Tranquilli, la mattina della scadenza dei termini verranno presentate a Soverato alcune liste elettorali con in testa i candidati a sindaco; e il 26 maggio una di queste, avendo ottenuto un voto in più delle altre, sarà anche vincitrice, le altre si divideranno i resti; qualcuno come al solito rimedierà una figuraccia, però prima avrà fatto divertire i pochi ascoltatori del comizio. Ovvio che succeda, e perché a Soverato c’è qualche brandello di partito, e anche, forse soprattutto, perché da Reggio da Catanzaro da Lamezia arriveranno le opportune telefonate per candidare questo o quello per me pari sono ma per il telefonante no. Perciò il 26 a sera Soverato avrà un sindaco, una maggioranza e delle opposizioni: un fatto, diciamo così, meccanico, e che ha scarse probabilità di rendersi utile alla comunità soveratese.
Quello che manca del tutto è il fatto politico nel senso più squisito e nobile del termine. Silenzio siderale, e siamo, mentre scrivo all’8 febbraio.
Oh, non sto pensando ai nomi, che dovrebbero essere l’ultima questione; e nemmeno ai programmi, quei foglietti che si buttano giù in fretta e promettono la giustizia sociale e il ritorno ai (presunti e dai più solo immaginati) fasti della Magna Grecia; e, come concludono a Lucca “du’ ova”; penso a programmi veri, a un’idea per la città, e che sia fondata, realizzabile in tempi non biblici, presto e dando corpo al pensiero. Di ciò, a tutt’oggi, non si vede ombra, tanto da far pensare che idee non ce ne siano.

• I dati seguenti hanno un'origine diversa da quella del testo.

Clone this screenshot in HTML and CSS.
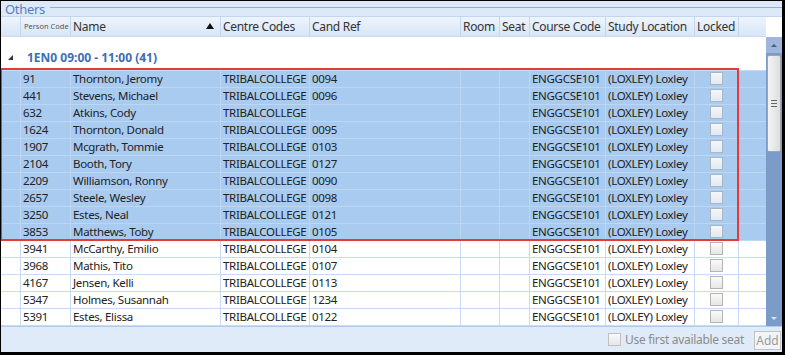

Dirà subito il solito scemo del villaggio: ma tu, che parli per gli altri, ne hai? Io certo che no, però le tengo per me, fin quando non posso fidarmi che qualcuno li pigli sul serio e voglia lavorare per attuarle. E poi, scusate, avete tanto bisogno di un povero pensionato professore di Lettere? Non contate tanti amici a Catanzaro, a Lamezia, a Reggio, deputati senatori presidenti intellettuali pagati? Li avete, vero? Chiedete suggerimenti, invece di amici da candidare non si sa per quali meriti.
Quanto alle teste pensanti di una città dove quasi tutti sono diplomati e almeno metà laureati pure, esse, a scanso di emicrania, riposano e non pensano. Dibattiti, zero; e da un po’ neanche le promesse di felicità garantita e obbligatoria dei progressisti anni 1970; anche l’antimafia segue cena sta a digiuno.